Relevant Legal Framework and Precedents: The primary statutory provision involved was Section 143(3) of the Income Tax Act, 1961, under which the Assessing Officer made additions treating the gain as income from other sources. The appellate authorities considered judicial precedents, including:

  • The Special Bench decision in Apollo Tyres Ltd. vs. ACIT, which held that gains on foreign exchange contracts related to capital assets are capital receipts.
  • The Third Member decision in Essar Steel Ltd., supporting the above principle.
  • The Hon'ble Apex Court decision in Tuticorin Alkali Chemicals & Fertilizers Ltd. vs. ACIT, which held that interest income earned from investment of surplus funds before commencement of business is revenue in nature and taxable accordingly.
  • The jurisdictional High Court decision in DCIT vs. Garden Silk Mills Ltd., which clarified that foreign exchange gains arising from contracts entered into for repayment of foreign currency loans taken for acquisition of capital assets are capital receipts.

Court's Interpretation and Reasoning: The Court noted that the Assessing Officer and the learned Departmental Representative heavily relied on the Apex Court's decision in Tuticorin Alkali Chemicals, which dealt with interest income earned from investment of surplus funds before business commencement. The Apex Court held that such interest income was revenue in nature and taxable, and that expenditure incurred for setting up business could not be set off against such income.

However, the Court distinguished the present facts from Tuticorin Alkali Chemicals. In the present case, the assessee had taken foreign currency loans specifically for financing the development of port projects, and the foreign exchange contracts were entered into for repayment of these loans, i.e., for capital liabilities. The Court emphasized that the gain or loss on cancellation of such contracts would bear the character of the underlying transaction, which was capital in nature.

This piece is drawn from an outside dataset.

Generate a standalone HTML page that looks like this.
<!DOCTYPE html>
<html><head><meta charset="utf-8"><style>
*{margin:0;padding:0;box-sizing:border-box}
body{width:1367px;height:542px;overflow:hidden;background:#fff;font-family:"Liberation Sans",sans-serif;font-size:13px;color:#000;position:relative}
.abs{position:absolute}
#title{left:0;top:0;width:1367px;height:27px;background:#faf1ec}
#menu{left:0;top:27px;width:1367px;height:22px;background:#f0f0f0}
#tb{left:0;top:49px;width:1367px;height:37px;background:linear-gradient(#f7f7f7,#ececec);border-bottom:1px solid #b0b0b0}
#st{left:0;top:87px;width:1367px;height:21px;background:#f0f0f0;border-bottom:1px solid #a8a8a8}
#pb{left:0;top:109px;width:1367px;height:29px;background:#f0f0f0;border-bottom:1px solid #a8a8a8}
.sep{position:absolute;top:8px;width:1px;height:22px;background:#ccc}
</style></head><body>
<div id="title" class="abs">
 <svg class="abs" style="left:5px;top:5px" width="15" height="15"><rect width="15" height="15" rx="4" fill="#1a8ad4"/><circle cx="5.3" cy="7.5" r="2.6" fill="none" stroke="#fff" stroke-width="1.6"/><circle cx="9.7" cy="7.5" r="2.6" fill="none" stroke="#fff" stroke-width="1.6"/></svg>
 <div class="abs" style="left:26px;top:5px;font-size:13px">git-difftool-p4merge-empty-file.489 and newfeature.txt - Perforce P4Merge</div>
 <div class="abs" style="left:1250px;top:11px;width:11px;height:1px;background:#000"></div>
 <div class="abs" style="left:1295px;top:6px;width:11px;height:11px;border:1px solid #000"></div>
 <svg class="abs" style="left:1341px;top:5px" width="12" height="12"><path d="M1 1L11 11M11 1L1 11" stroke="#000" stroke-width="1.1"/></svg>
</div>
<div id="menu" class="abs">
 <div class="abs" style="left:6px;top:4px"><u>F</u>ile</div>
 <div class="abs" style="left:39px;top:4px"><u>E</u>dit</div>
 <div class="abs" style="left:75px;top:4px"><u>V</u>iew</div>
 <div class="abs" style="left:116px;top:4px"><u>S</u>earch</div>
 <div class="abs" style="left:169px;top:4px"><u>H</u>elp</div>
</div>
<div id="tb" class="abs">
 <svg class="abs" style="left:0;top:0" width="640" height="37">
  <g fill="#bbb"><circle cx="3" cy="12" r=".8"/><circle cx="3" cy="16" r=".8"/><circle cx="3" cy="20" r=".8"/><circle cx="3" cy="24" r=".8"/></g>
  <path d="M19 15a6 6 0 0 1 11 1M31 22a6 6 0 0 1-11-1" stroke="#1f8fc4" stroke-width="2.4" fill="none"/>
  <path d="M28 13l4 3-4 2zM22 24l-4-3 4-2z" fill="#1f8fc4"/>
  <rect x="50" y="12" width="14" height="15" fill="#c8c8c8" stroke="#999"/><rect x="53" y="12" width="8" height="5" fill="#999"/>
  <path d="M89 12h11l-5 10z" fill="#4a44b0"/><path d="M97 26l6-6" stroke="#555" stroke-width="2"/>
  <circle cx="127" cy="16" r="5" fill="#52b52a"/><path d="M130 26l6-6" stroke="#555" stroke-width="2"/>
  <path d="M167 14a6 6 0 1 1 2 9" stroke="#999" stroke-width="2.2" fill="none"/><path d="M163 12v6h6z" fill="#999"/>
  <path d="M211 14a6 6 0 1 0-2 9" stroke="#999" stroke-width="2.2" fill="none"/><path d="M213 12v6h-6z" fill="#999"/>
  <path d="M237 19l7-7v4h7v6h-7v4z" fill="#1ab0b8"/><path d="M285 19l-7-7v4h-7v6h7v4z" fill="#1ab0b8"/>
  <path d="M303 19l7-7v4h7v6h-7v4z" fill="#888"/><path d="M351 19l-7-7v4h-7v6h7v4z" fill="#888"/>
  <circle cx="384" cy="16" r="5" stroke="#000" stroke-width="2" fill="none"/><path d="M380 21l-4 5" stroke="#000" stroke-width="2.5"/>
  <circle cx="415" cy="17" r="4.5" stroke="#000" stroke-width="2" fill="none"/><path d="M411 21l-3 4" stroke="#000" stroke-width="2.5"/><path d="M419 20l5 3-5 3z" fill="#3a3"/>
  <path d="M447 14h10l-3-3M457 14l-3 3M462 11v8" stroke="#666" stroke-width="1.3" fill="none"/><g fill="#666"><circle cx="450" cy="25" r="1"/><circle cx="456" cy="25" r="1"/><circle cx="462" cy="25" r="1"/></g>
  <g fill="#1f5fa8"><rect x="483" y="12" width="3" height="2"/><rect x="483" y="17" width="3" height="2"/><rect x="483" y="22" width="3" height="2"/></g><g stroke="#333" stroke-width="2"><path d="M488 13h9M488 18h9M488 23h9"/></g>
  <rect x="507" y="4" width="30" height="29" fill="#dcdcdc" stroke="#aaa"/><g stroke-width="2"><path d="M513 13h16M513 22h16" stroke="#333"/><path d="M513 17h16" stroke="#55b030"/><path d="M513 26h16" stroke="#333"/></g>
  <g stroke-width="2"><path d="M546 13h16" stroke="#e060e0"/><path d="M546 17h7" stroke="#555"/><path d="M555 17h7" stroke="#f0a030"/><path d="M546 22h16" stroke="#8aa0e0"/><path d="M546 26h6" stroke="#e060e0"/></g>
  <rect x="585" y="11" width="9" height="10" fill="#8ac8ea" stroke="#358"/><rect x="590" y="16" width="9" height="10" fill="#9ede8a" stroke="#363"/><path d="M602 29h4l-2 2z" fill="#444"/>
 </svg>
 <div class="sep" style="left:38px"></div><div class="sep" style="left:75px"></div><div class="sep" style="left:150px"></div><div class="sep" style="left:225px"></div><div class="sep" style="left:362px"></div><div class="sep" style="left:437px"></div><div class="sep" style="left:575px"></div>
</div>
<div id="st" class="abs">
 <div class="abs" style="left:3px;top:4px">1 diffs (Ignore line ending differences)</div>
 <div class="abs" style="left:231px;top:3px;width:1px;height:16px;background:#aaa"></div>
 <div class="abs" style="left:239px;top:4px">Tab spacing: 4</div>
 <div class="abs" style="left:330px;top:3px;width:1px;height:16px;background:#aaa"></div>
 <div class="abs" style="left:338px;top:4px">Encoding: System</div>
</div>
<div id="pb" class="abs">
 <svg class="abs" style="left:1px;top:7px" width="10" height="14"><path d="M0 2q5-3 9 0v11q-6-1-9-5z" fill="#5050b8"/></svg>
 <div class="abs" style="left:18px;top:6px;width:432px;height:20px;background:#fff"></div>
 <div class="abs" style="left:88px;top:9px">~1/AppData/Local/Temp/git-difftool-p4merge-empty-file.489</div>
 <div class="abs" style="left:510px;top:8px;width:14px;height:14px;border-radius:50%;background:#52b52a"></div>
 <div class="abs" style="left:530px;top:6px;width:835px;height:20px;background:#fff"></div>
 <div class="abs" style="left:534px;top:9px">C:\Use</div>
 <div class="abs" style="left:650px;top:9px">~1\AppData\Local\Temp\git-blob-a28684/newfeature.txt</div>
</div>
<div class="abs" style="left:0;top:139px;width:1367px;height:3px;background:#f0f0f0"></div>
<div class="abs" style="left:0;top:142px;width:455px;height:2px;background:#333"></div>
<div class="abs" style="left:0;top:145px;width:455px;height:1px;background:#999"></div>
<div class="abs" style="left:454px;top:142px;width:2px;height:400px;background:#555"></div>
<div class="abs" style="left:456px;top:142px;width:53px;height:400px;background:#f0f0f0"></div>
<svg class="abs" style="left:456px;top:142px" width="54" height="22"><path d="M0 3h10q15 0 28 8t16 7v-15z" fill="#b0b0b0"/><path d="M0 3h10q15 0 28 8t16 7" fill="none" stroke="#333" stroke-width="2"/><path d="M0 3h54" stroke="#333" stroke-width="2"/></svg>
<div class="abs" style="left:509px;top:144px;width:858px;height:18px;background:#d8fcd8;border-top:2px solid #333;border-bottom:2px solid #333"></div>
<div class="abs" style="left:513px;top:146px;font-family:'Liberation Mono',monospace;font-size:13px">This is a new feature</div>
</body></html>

The Court relied extensively on the jurisdictional High Court's ruling in Garden Silk Mills Ltd., which held that foreign exchange contracts entered into to hedge foreign currency loans taken for acquisition of capital assets are capital transactions, and gains arising therefrom are capital receipts. The Court quoted the High Court's reasoning that the character of foreign exchange gains depends on whether the underlying transaction is a trading transaction or related to capital assets, and that in the case of capital assets, such gains are capital receipts.

The Court further observed that the fact that the assessee had not commenced business was not determinative against the assessee's claim. On the contrary, it supported the characterization of the gain as capital receipt because the foreign currency loan and related contracts were for acquisition of capital assets, not for trading or revenue purposes. The Court rejected the Department's argument that the absence of business commencement distinguished the precedents.

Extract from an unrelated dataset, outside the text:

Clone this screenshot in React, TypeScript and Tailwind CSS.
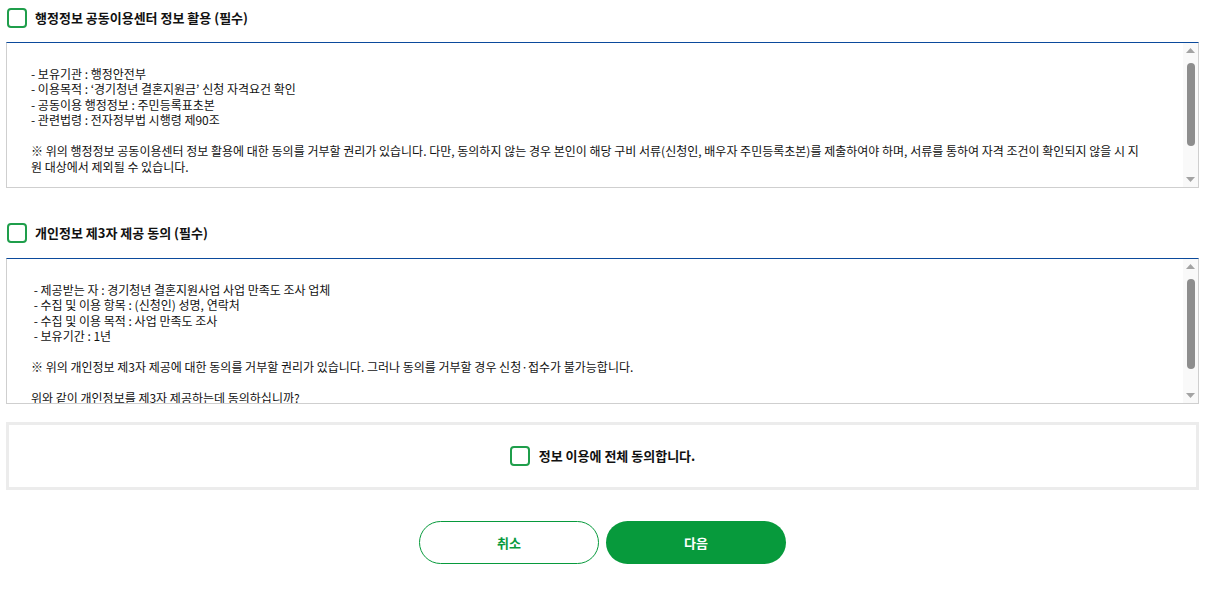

Key Evidence and Findings: The audit report and assessment order confirmed that the assessee had not commenced business during the relevant year. The gain on cancellation of foreign exchange contracts was quantified and related to foreign currency loans taken for capital asset acquisition. The Court found the facts identical to those in Garden Silk Mills Ltd. and consistent with Apollo Tyres Ltd. and Essar Steel Ltd.

Application of Law to Facts: Applying the settled legal principles, the Court held that the gain on cancellation of foreign exchange contracts linked to foreign currency loans for capital assets is a capital receipt. The Court distinguished the Apex Court decision in Tuticorin Alkali Chemicals as it concerned revenue income from investment of surplus funds, not gains on capital liabilities.

Treatment of Competing Arguments: The Department argued for taxation of the gain as income from other sources, relying on the Tuticorin Alkali Chemicals decision and the fact that business had not commenced. The Court rejected this, holding that the relevant test is the nature of the underlying transaction (capital vs. revenue), not commencement of business. The assessee's reliance on Garden Silk Mills Ltd. and ITAT decisions was accepted as correctly stating the law.

Conclusions: The Court upheld the order of the Commissioner of Income-tax (Appeals) deleting the addition made by the Assessing Officer treating the gain as income. The gain on foreign exchange fluctuations on cancellation of contracts related to foreign currency loans for capital assets was held to be a capital receipt and not taxable as income from other sources.

3. SIGNIFICANT HOLDINGS

"The principle that is to be applied for determining the character of a receipt, whether results in any profit or loss on account of appreciation or depreciation in the value of foreign currency held by the assessee, upon conversion into another currency, would depend on whether the transaction is relatable to a trading transaction or is in relation to a capital asset or in relation to fixed capital."

"The foreign exchange acquired under the contract is for the purpose of discharging an obligation on capital account, i.e. for borrowing for the purpose of importing capital asset by entering into the foreign exchange forward contract, the assessee-company was merely wishing to freeze its capital liability to discharge debts/borrowing in foreign exchange."

"It is not relevant whether the assessee has commenced the business or not. The relevant fact would be whether the contract in the foreign exchange is relatable to the trading transaction or in relation to the capital assets. In fact, if the assessee has not commenced its business, this will support the case of the assessee because then obviously, the transaction was made in relation to a capital asset."

The Court conclusively determined that gains arising from foreign exchange fluctuations on cancellation of contracts related to foreign currency loans taken for acquisition of capital assets are capital receipts and not taxable as income from other sources, irrespective of whether the business has commenced.

Accordingly, the appeals filed by the Revenue were dismissed, and the order of the Commissioner of Income-tax (Appeals) was upheld in both cases.